*Data segment:*
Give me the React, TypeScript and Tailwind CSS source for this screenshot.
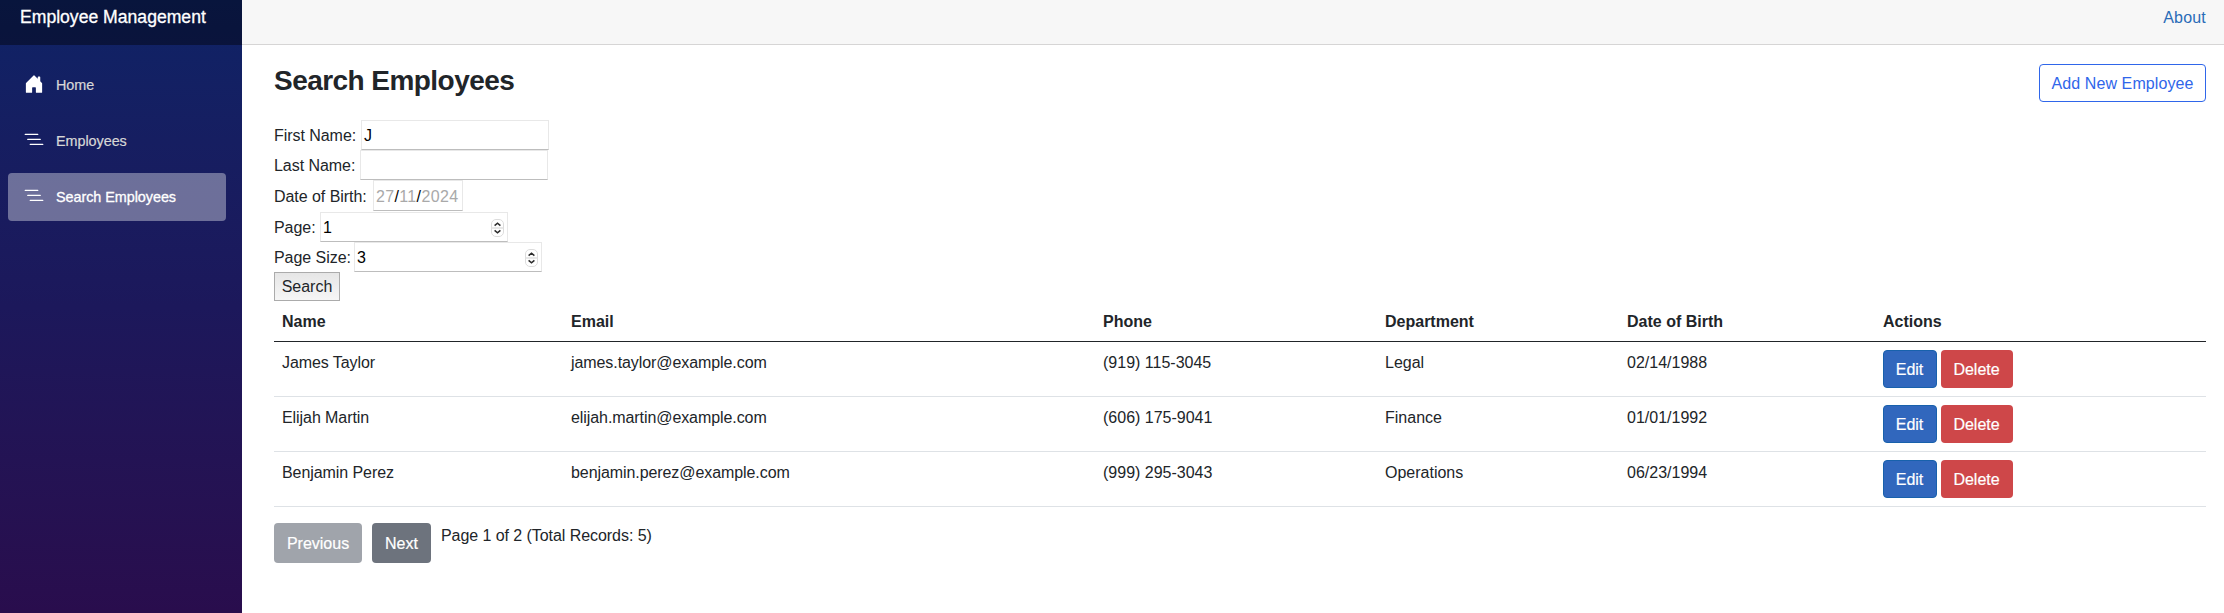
import { ReactNode } from "react";

const employees = [
  { name: "James Taylor", email: "james.taylor@example.com", phone: "(919) 115-3045", department: "Legal", dob: "02/14/1988" },
  { name: "Elijah Martin", email: "elijah.martin@example.com", phone: "(606) 175-9041", department: "Finance", dob: "01/01/1992" },
  { name: "Benjamin Perez", email: "benjamin.perez@example.com", phone: "(999) 295-3043", department: "Operations", dob: "06/23/1994" },
];

const HOUSE =
  "M6.5 14.5v-3.505c0-.245.25-.495.5-.495h2c.25 0 .5.25.5.5v3.5a.5.5 0 0 0 .5.5h4a.5.5 0 0 0 .5-.5v-7a.5.5 0 0 0-.146-.354L13 5.793V2.5a.5.5 0 0 0-.5-.5h-1a.5.5 0 0 0-.5.5v1.293L8.354 1.146a.5.5 0 0 0-.708 0l-6 6A.5.5 0 0 0 1.5 7.5v7a.5.5 0 0 0 .5.5h4a.5.5 0 0 0 .5-.5Z";
const LIST =
  "M4.5 11.5A.5.5 0 0 1 5 11h10a.5.5 0 0 1 0 1H5a.5.5 0 0 1-.5-.5zm-2-4A.5.5 0 0 1 3 7h10a.5.5 0 0 1 0 1H3a.5.5 0 0 1-.5-.5zm-2-4A.5.5 0 0 1 1 3h10a.5.5 0 0 1 0 1H1a.5.5 0 0 1-.5-.5z";

function NavItem({ icon, label, active }: { icon: string; label: string; active?: boolean }) {
  return (
    <a
      className={
        "flex h-12 items-center rounded pl-4 text-[14.4px] tracking-[-0.05px] " +
        (active ? "bg-white/37 text-white [-webkit-text-stroke:0.3px_white]" : "text-[#d7d7d7] [-webkit-text-stroke:0.2px_#d7d7d7]")
      }
    >
      <svg className="mr-3 mb-0.5 size-5" viewBox="0 0 16 16" fill="white">
        <path d={icon} />
      </svg>
      <span className="pt-0.5">{label}</span>
    </a>
  );
}

function Field({ label, labelClass, boxClass, children }: { label: string; labelClass: string; boxClass: string; children?: ReactNode }) {
  return (
    <div className="flex items-center">
      <label className={"shrink-0 whitespace-nowrap pt-0.5 tracking-[-0.05px] " + labelClass}>{label}</label>
      <div className={"flex items-center border border-[#e8e8e8] border-b-[#bdbdbd] bg-white text-black " + boxClass}>
        {children}
      </div>
    </div>
  );
}

function Spinner() {
  return (
    <svg className="ml-auto mr-[3px] h-[18px] w-[13px]" viewBox="0 0 13 18" fill="none">
      <rect x="0.5" y="0.5" width="12" height="17" rx="4.5" fill="white" stroke="#dcdcdc" />
      <path d="M0.5 9h12" stroke="#e0e0e0" strokeWidth="1.5" />
      <path d="M3.6 6.6L6.5 4.2L9.4 6.6M3.6 11.4L6.5 13.8L9.4 11.4" stroke="#2b2b2b" strokeWidth="1.5" />
    </svg>
  );
}

export default function App() {
  return (
    <div className="flex h-[613px] w-[2224px] overflow-hidden bg-white font-['Liberation_Sans',Arial,sans-serif] text-base text-[#212529]">
      <aside className="flex w-[242px] shrink-0 flex-col bg-linear-to-b from-[#0e2366] via-[#1c185b] to-[#290d4d]">
        <div className="flex h-[45px] shrink-0 items-start bg-black/40 pt-[5px] pl-5 text-[17.6px] leading-6 text-white [-webkit-text-stroke:0.3px_white]">
          Employee Management
        </div>
        <nav className="flex flex-col gap-2 pt-4 pr-4 pl-2">
          <NavItem icon={HOUSE} label="Home" />
          <NavItem icon={LIST} label="Employees" />
          <NavItem icon={LIST} label="Search Employees" active />
        </nav>
      </aside>

      <main className="flex min-w-0 flex-1 flex-col">
        <div className="flex h-[45px] shrink-0 items-start justify-end border-b border-[#d6d5d5] bg-[#f7f7f7] pt-[6px] pr-[18px] text-[#2a6cb8]">
          <a className="tracking-[0.2px]">About</a>
        </div>
        <div className="flex flex-col pr-[18px] pl-8">
          <div className="flex h-[75px] items-start justify-between pt-[19px]">
            <h3 className="text-[28px] leading-[34px] font-bold tracking-[-0.55px]">Search Employees</h3>
            <button className="h-[38px] w-[167px] rounded border border-[#2f66ea] pt-0.5 tracking-[0.1px] text-[#2f66ea]">
              Add New Employee
            </button>
          </div>

          <Field label="First Name:" labelClass="w-[87px]" boxClass="h-[30px] w-[188px] pt-0.5 pl-0.5">J</Field>
          <Field label="Last Name:" labelClass="w-[86px]" boxClass="h-[30px] w-[188px]" />
          <Field label="Date of Birth:" labelClass="w-[99px]" boxClass="mb-px h-[31px] w-[90px] pt-0.5 pl-0.5 tracking-[0.35px]">
            <span className="text-[#a9a9a9]">27</span>/<span className="text-[#a9a9a9]">11</span>/
            <span className="text-[#a9a9a9]">2024</span>
          </Field>
          <Field label="Page:" labelClass="w-[46px]" boxClass="h-[30px] w-[188px] pt-0.5 pl-0.5">
            1<Spinner />
          </Field>
          <Field label="Page Size:" labelClass="w-[80px]" boxClass="h-[30px] w-[188px] pt-0.5 pl-0.5">
            3<Spinner />
          </Field>
          <button className="h-[29px] w-[66px] border border-[#ababab] bg-linear-to-b from-[#e6e6e6] to-[#f6f6f6]">
            Search
          </button>

          <table className="w-full table-fixed border-collapse text-left">
            <colgroup>
              <col className="w-[289px]" />
              <col className="w-[532px]" />
              <col className="w-[282px]" />
              <col className="w-[242px]" />
              <col className="w-[256px]" />
              <col />
            </colgroup>
            <thead>
              <tr className="h-[40px] border-b border-[#212529]">
                {["Name", "Email", "Phone", "Department", "Date of Birth", "Actions"].map((h) => (
                  <th key={h} className="px-2 pt-[3px] pb-0 font-bold">{h}</th>
                ))}
              </tr>
            </thead>
            <tbody>
              {employees.map((e) => (
                <tr key={e.email} className="h-[55px] border-b border-[#dee2e6] align-top">
                  <td className="px-2 pt-[9px] tracking-[-0.07px]">{e.name}</td>
                  <td className="px-2 pt-[9px] tracking-[-0.08px]">{e.email}</td>
                  <td className="px-2 pt-[9px]">{e.phone}</td>
                  <td className="px-2 pt-[9px]">{e.department}</td>
                  <td className="px-2 pt-[9px]">{e.dob}</td>
                  <td className="px-2 pt-2">
                    <div className="flex gap-1">
                      <button className="h-[38px] w-[54px] rounded border border-[#1861ac] bg-[#3167bd] pt-[3px] pr-px text-white [-webkit-text-stroke:0.2px_white]">Edit</button>
                      <button className="h-[38px] w-[72px] rounded bg-[#ce4749] pt-[3px] pr-px text-white [-webkit-text-stroke:0.2px_white]">Delete</button>
                    </div>
                  </td>
                </tr>
              ))}
            </tbody>
          </table>

          <div className="flex items-start pt-4">
            <button className="h-10 w-[88px] rounded bg-[#a0a4ab] pt-[3px] text-white [-webkit-text-stroke:0.2px_white]">Previous</button>
            <button className="ml-2.5 h-10 w-[59px] rounded bg-[#6d737d] pt-[3px] text-white [-webkit-text-stroke:0.2px_white]">Next</button>
            <span className="ml-2.5 pt-px tracking-[-0.06px]">Page 1 of 2 (Total Records: 5)</span>
          </div>
        </div>
      </main>
    </div>
  );
}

*Task:*
Quote each line of the listing exactly, but leave the pictures out.

*Full response:*
Give me the React, TypeScript and Tailwind CSS source for this screenshot.
import { ReactNode } from "react";

const employees = [
  { name: "James Taylor", email: "james.taylor@example.com", phone: "(919) 115-3045", department: "Legal", dob: "02/14/1988" },
  { name: "Elijah Martin", email: "elijah.martin@example.com", phone: "(606) 175-9041", department: "Finance", dob: "01/01/1992" },
  { name: "Benjamin Perez", email: "benjamin.perez@example.com", phone: "(999) 295-3043", department: "Operations", dob: "06/23/1994" },
];

const HOUSE =
  "M6.5 14.5v-3.505c0-.245.25-.495.5-.495h2c.25 0 .5.25.5.5v3.5a.5.5 0 0 0 .5.5h4a.5.5 0 0 0 .5-.5v-7a.5.5 0 0 0-.146-.354L13 5.793V2.5a.5.5 0 0 0-.5-.5h-1a.5.5 0 0 0-.5.5v1.293L8.354 1.146a.5.5 0 0 0-.708 0l-6 6A.5.5 0 0 0 1.5 7.5v7a.5.5 0 0 0 .5.5h4a.5.5 0 0 0 .5-.5Z";
const LIST =
  "M4.5 11.5A.5.5 0 0 1 5 11h10a.5.5 0 0 1 0 1H5a.5.5 0 0 1-.5-.5zm-2-4A.5.5 0 0 1 3 7h10a.5.5 0 0 1 0 1H3a.5.5 0 0 1-.5-.5zm-2-4A.5.5 0 0 1 1 3h10a.5.5 0 0 1 0 1H1a.5.5 0 0 1-.5-.5z";

function NavItem({ icon, label, active }: { icon: string; label: string; active?: boolean }) {
  return (
    <a
      className={
        "flex h-12 items-center rounded pl-4 text-[14.4px] tracking-[-0.05px] " +
        (active ? "bg-white/37 text-white [-webkit-text-stroke:0.3px_white]" : "text-[#d7d7d7] [-webkit-text-stroke:0.2px_#d7d7d7]")
      }
    >
      <svg className="mr-3 mb-0.5 size-5" viewBox="0 0 16 16" fill="white">
        <path d={icon} />
      </svg>
      <span className="pt-0.5">{label}</span>
    </a>
  );
}

function Field({ label, labelClass, boxClass, children }: { label: string; labelClass: string; boxClass: string; children?: ReactNode }) {
  return (
    <div className="flex items-center">
      <label className={"shrink-0 whitespace-nowrap pt-0.5 tracking-[-0.05px] " + labelClass}>{label}</label>
      <div className={"flex items-center border border-[#e8e8e8] border-b-[#bdbdbd] bg-white text-black " + boxClass}>
        {children}
      </div>
    </div>
  );
}

function Spinner() {
  return (
    <svg className="ml-auto mr-[3px] h-[18px] w-[13px]" viewBox="0 0 13 18" fill="none">
      <rect x="0.5" y="0.5" width="12" height="17" rx="4.5" fill="white" stroke="#dcdcdc" />
      <path d="M0.5 9h12" stroke="#e0e0e0" strokeWidth="1.5" />
      <path d="M3.6 6.6L6.5 4.2L9.4 6.6M3.6 11.4L6.5 13.8L9.4 11.4" stroke="#2b2b2b" strokeWidth="1.5" />
    </svg>
  );
}

export default function App() {
  return (
    <div className="flex h-[613px] w-[2224px] overflow-hidden bg-white font-['Liberation_Sans',Arial,sans-serif] text-base text-[#212529]">
      <aside className="flex w-[242px] shrink-0 flex-col bg-linear-to-b from-[#0e2366] via-[#1c185b] to-[#290d4d]">
        <div className="flex h-[45px] shrink-0 items-start bg-black/40 pt-[5px] pl-5 text-[17.6px] leading-6 text-white [-webkit-text-stroke:0.3px_white]">
          Employee Management
        </div>
        <nav className="flex flex-col gap-2 pt-4 pr-4 pl-2">
          <NavItem icon={HOUSE} label="Home" />
          <NavItem icon={LIST} label="Employees" />
          <NavItem icon={LIST} label="Search Employees" active />
        </nav>
      </aside>

      <main className="flex min-w-0 flex-1 flex-col">
        <div className="flex h-[45px] shrink-0 items-start justify-end border-b border-[#d6d5d5] bg-[#f7f7f7] pt-[6px] pr-[18px] text-[#2a6cb8]">
          <a className="tracking-[0.2px]">About</a>
        </div>
        <div className="flex flex-col pr-[18px] pl-8">
          <div className="flex h-[75px] items-start justify-between pt-[19px]">
            <h3 className="text-[28px] leading-[34px] font-bold tracking-[-0.55px]">Search Employees</h3>
            <button className="h-[38px] w-[167px] rounded border border-[#2f66ea] pt-0.5 tracking-[0.1px] text-[#2f66ea]">
              Add New Employee
            </button>
          </div>

          <Field label="First Name:" labelClass="w-[87px]" boxClass="h-[30px] w-[188px] pt-0.5 pl-0.5">J</Field>
          <Field label="Last Name:" labelClass="w-[86px]" boxClass="h-[30px] w-[188px]" />
          <Field label="Date of Birth:" labelClass="w-[99px]" boxClass="mb-px h-[31px] w-[90px] pt-0.5 pl-0.5 tracking-[0.35px]">
            <span className="text-[#a9a9a9]">27</span>/<span className="text-[#a9a9a9]">11</span>/
            <span className="text-[#a9a9a9]">2024</span>
          </Field>
          <Field label="Page:" labelClass="w-[46px]" boxClass="h-[30px] w-[188px] pt-0.5 pl-0.5">
            1<Spinner />
          </Field>
          <Field label="Page Size:" labelClass="w-[80px]" boxClass="h-[30px] w-[188px] pt-0.5 pl-0.5">
            3<Spinner />
          </Field>
          <button className="h-[29px] w-[66px] border border-[#ababab] bg-linear-to-b from-[#e6e6e6] to-[#f6f6f6]">
            Search
          </button>

          <table className="w-full table-fixed border-collapse text-left">
            <colgroup>
              <col className="w-[289px]" />
              <col className="w-[532px]" />
              <col className="w-[282px]" />
              <col className="w-[242px]" />
              <col className="w-[256px]" />
              <col />
            </colgroup>
            <thead>
              <tr className="h-[40px] border-b border-[#212529]">
                {["Name", "Email", "Phone", "Department", "Date of Birth", "Actions"].map((h) => (
                  <th key={h} className="px-2 pt-[3px] pb-0 font-bold">{h}</th>
                ))}
              </tr>
            </thead>
            <tbody>
              {employees.map((e) => (
                <tr key={e.email} className="h-[55px] border-b border-[#dee2e6] align-top">
                  <td className="px-2 pt-[9px] tracking-[-0.07px]">{e.name}</td>
                  <td className="px-2 pt-[9px] tracking-[-0.08px]">{e.email}</td>
                  <td className="px-2 pt-[9px]">{e.phone}</td>
                  <td className="px-2 pt-[9px]">{e.department}</td>
                  <td className="px-2 pt-[9px]">{e.dob}</td>
                  <td className="px-2 pt-2">
                    <div className="flex gap-1">
                      <button className="h-[38px] w-[54px] rounded border border-[#1861ac] bg-[#3167bd] pt-[3px] pr-px text-white [-webkit-text-stroke:0.2px_white]">Edit</button>
                      <button className="h-[38px] w-[72px] rounded bg-[#ce4749] pt-[3px] pr-px text-white [-webkit-text-stroke:0.2px_white]">Delete</button>
                    </div>
                  </td>
                </tr>
              ))}
            </tbody>
          </table>

          <div className="flex items-start pt-4">
            <button className="h-10 w-[88px] rounded bg-[#a0a4ab] pt-[3px] text-white [-webkit-text-stroke:0.2px_white]">Previous</button>
            <button className="ml-2.5 h-10 w-[59px] rounded bg-[#6d737d] pt-[3px] text-white [-webkit-text-stroke:0.2px_white]">Next</button>
            <span className="ml-2.5 pt-px tracking-[-0.06px]">Page 1 of 2 (Total Records: 5)</span>
          </div>
        </div>
      </main>
    </div>
  );
}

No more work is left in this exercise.